I went to sleep and dreamed I met Mo Tzu, except he was dressed like Don Quixote and was wandering around ancient China. I think this happened because the author I'm reading referred to Mo Tzu's social class as "knights errant" – essentially mercenaries who went around renting their services to sovereigns.

Mo Tzu Quixote was accompanied by a cartoon-character Sancho Panza sidekick, and was reading to a crowd of Chinese peasants from the King James Bible. Where did that come from? The peasants were enthralled but then some wise man came with some soldiers and told the crowd to disperse.

I was sitting under a tree having given up trying to follow Mo Tzu. There was a line of ants walking, and I followed it, only to realize they were marching in a circle around the base of the tree. I collapsed in annoyance and disgust. The sun was setting, and it was cold.

I woke up again, feeling cold, my mouth dry as flour. 4 am.

Caveat: Linguistic Shortcomings

Today was a pretty bad day.

I went to work early. There was a two-hour meeting about new curriculum. This type of meeting is frustrating for me, because a great deal is being said that I have no doubt I'm interested in, but because it's Korean I often only get the gist of something, or it takes me too long to realize what's being said for me to be able to provide timely input to a conversation. Mostly decisions get made and I am merely witness to the process, which is better than not being included, but still more frustrating than a strongly opinionated individual such as myself might prefer.

Then I had some classes to teach. I have a lot of classes to teach, these days – I'm back to full-time. I teach 26 per week, I think.

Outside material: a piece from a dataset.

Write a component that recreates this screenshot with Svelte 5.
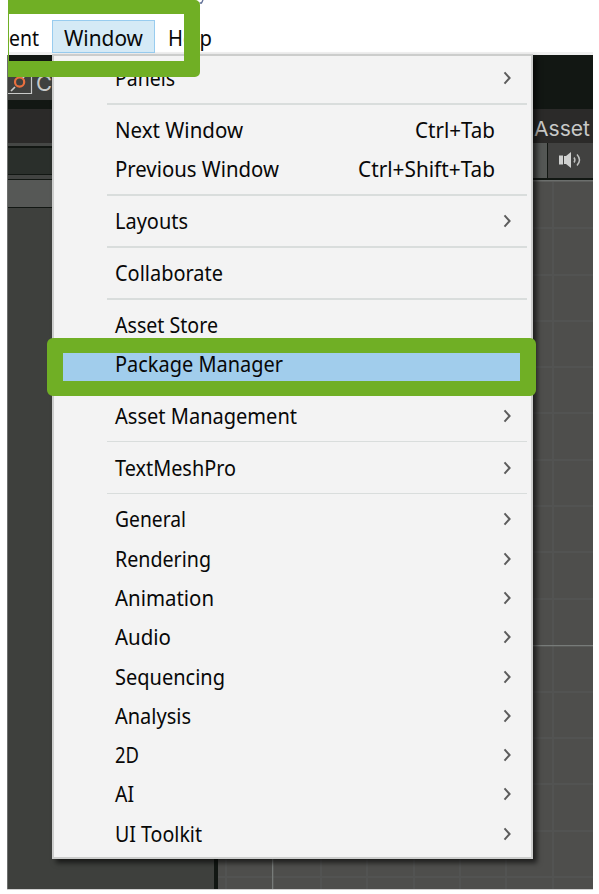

Each day, I struggle to stay positive and focused and provide effective teaching. Yet my tongue and mouth have a limited ability to remain coherent after hours of talking. I'm often just plain physically tired feeling, too.

It doesn't help that I'm constantly hungry, yet I avoid eating because it's painful. Today I threw away part of my lunch (some rice twice-cooked with water – homemade juk) because it was taking me too long to eat and I needed to get ready for work. So I was so hungry my back and gut ached, but I wasn't willing to do anything about it. Just work through it.

I thought after two months after the end of radiation, I'd be beyond still eating like an infant and feeling pain with each bite.

There was a hweh-shik (회식 = work dinner) after work and everyone was pressuring me to go, and I just said no, no, no: a) it's not fun for me to watch other people eat and drink; b) I'm exhausted; c) I'm not feeling celebratory after an 11 hour day.

Sigh.

I do better in moments of crisis. My whole summer was crisis. This isn't crisis, this is just life – with the added discomfort of a messed-up mouth and tongue. I'm sick of it: it's just a long never-ending battle with my shortcomings (linguistic in several senses of the word) and discomfort.